### PROBLEM STATEMENT
Look through the listing for the word "screenshot". Copy each line that has it.

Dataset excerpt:

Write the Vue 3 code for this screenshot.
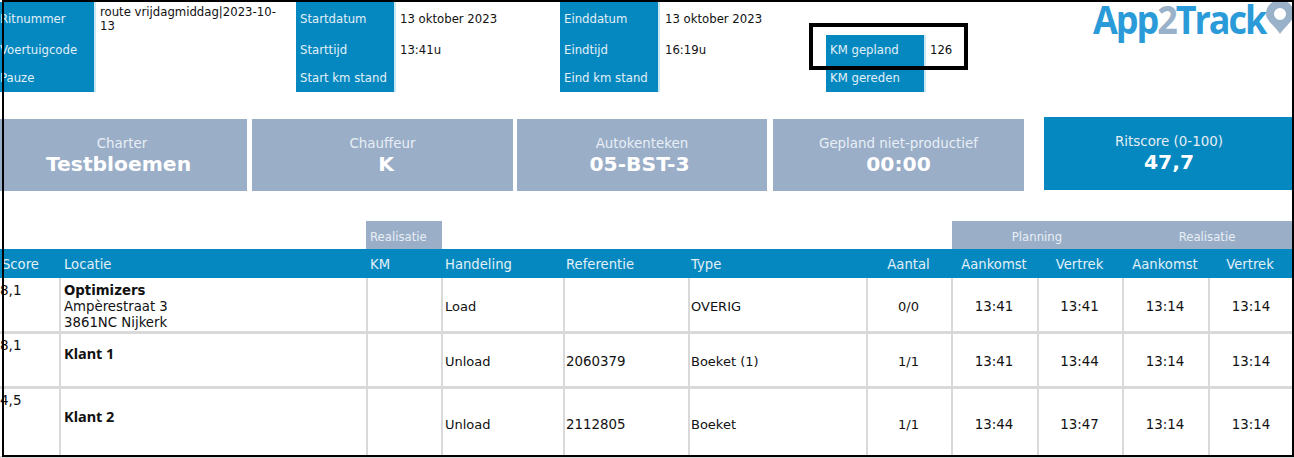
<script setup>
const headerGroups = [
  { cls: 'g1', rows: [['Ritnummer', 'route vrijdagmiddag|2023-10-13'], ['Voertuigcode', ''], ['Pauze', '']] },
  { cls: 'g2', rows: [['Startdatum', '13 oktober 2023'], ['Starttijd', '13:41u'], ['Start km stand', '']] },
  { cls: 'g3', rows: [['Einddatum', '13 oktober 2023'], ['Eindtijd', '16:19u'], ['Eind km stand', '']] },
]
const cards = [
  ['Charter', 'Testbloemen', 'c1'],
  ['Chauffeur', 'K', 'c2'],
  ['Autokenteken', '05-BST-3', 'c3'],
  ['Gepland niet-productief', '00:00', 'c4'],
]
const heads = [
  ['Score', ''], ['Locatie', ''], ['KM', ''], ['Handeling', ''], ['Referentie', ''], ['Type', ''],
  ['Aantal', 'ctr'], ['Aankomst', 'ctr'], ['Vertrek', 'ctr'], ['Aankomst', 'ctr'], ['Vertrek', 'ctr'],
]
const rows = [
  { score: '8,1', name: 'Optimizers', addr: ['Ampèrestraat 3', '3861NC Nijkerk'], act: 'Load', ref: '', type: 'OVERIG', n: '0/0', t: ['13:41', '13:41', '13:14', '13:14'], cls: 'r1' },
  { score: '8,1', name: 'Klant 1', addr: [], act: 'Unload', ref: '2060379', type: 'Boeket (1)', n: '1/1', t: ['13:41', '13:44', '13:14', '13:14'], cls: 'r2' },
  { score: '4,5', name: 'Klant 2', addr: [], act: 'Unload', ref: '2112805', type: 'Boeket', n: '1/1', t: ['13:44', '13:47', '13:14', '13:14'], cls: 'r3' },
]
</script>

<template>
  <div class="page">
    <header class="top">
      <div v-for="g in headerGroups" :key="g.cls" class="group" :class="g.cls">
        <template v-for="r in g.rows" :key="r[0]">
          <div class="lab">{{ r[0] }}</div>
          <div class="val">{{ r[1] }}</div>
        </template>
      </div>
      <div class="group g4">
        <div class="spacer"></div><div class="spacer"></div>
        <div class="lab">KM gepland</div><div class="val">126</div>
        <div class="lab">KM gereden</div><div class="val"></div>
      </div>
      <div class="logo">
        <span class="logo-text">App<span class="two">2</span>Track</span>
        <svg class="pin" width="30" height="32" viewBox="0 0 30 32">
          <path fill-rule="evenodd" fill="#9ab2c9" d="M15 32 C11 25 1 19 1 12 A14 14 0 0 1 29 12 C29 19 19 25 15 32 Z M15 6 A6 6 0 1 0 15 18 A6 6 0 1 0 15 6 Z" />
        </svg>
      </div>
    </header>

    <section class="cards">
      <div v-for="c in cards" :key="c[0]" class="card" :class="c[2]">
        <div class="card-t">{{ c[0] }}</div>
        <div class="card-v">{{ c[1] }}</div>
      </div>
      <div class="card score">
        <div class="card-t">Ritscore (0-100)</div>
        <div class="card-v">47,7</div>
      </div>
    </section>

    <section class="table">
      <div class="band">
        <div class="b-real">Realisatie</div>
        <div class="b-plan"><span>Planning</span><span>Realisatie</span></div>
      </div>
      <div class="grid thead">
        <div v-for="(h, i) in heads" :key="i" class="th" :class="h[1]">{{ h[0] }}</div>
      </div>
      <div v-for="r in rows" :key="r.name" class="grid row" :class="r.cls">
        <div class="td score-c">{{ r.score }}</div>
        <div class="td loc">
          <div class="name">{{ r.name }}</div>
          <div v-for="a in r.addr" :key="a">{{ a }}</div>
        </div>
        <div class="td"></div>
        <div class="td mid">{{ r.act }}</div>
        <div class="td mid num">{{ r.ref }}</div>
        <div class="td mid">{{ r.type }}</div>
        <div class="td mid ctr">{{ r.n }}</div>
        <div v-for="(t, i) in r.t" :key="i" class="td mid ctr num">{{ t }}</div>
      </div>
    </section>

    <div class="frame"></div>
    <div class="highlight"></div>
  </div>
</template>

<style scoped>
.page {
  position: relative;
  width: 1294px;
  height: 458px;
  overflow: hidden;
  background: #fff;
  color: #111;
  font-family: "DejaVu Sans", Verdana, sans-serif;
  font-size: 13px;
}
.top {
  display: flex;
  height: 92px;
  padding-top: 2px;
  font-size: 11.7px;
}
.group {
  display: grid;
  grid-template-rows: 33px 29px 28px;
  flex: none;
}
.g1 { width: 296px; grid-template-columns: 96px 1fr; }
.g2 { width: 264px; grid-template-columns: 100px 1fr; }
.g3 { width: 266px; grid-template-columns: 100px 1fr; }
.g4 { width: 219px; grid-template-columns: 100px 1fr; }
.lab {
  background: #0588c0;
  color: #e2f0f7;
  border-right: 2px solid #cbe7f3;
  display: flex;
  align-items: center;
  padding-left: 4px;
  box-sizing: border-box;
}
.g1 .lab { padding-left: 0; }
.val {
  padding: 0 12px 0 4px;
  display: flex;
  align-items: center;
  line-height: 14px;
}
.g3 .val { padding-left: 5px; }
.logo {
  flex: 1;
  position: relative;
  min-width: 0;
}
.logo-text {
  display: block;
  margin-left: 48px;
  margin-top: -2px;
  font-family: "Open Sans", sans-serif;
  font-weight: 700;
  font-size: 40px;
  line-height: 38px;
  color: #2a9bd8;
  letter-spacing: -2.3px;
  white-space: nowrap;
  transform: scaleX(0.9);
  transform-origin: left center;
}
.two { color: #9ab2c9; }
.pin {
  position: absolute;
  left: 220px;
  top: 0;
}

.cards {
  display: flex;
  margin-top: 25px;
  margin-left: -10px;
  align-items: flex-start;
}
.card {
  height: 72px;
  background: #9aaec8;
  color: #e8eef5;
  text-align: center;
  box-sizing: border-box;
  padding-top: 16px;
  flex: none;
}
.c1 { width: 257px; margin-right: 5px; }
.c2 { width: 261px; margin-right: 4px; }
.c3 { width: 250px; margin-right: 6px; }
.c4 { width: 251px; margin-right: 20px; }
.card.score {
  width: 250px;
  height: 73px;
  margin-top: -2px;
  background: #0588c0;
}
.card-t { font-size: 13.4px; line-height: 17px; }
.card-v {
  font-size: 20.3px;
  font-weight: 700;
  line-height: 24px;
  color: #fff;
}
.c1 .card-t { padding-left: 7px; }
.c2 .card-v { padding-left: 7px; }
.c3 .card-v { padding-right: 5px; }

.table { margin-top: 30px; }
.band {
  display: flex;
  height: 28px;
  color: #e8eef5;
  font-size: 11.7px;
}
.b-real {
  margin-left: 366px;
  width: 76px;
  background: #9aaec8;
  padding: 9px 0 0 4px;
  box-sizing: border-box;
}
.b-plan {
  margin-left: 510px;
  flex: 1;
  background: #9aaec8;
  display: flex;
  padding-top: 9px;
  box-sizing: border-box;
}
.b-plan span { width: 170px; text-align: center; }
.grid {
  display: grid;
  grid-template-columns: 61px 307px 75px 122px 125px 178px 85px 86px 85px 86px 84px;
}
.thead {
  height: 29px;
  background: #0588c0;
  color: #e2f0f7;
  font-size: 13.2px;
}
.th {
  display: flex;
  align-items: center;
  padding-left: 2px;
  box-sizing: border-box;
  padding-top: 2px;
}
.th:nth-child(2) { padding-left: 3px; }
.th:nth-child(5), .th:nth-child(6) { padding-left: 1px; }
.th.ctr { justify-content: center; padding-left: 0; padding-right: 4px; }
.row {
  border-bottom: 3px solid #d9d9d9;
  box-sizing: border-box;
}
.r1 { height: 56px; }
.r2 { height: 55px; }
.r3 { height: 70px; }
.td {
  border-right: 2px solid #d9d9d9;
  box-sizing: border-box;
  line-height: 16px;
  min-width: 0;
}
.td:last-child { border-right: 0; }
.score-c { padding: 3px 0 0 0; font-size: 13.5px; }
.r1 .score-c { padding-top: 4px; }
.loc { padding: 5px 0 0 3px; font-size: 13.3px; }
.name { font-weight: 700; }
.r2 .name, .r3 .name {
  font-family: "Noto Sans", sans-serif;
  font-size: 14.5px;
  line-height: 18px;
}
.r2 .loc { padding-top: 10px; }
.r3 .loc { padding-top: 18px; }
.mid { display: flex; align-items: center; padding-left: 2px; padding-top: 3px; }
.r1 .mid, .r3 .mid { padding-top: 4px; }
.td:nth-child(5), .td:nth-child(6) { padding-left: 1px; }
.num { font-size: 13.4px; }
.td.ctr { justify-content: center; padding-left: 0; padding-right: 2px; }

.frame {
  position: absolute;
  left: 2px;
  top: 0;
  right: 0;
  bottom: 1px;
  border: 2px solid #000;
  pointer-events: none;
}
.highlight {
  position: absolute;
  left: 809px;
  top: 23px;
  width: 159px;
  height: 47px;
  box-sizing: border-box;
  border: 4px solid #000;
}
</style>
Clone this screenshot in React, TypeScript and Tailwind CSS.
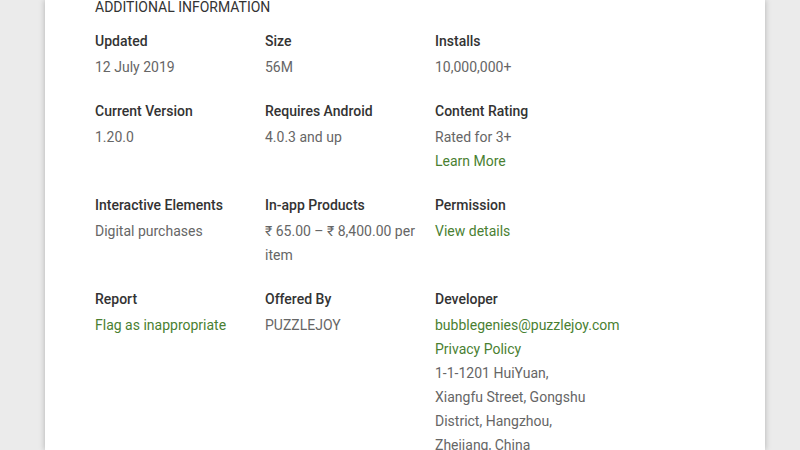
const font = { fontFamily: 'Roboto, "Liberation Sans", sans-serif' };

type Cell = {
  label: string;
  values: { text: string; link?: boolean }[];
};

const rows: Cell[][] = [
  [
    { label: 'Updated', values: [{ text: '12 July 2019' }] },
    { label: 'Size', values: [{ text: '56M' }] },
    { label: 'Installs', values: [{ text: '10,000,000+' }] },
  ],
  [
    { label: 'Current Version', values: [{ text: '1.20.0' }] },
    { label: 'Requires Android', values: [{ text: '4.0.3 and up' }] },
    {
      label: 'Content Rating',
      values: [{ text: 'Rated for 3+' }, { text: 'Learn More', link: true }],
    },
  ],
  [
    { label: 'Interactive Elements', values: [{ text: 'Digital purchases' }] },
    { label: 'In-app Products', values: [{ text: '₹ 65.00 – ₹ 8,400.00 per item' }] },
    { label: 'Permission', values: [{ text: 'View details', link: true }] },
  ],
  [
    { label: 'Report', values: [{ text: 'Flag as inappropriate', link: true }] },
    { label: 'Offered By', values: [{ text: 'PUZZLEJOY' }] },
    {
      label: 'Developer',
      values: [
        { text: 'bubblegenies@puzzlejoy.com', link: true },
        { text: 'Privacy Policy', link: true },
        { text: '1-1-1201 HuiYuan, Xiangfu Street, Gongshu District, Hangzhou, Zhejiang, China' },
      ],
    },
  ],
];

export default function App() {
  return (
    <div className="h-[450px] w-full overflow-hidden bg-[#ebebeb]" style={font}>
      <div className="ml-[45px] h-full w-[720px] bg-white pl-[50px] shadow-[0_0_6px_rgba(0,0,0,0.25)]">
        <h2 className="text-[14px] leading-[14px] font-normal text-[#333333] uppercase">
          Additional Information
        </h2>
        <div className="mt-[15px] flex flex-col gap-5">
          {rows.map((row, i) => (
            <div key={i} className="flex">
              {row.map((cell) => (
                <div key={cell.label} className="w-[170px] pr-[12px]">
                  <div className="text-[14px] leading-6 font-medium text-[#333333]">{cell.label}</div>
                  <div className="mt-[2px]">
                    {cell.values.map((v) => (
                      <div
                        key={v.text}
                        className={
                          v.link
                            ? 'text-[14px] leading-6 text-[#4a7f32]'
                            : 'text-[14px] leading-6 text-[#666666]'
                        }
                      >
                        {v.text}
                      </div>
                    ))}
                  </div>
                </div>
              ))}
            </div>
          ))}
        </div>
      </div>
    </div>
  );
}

### OUTPUT FOR THIS TASK
Write the Vue 3 code for this screenshot.
Clone this screenshot in React, TypeScript and Tailwind CSS.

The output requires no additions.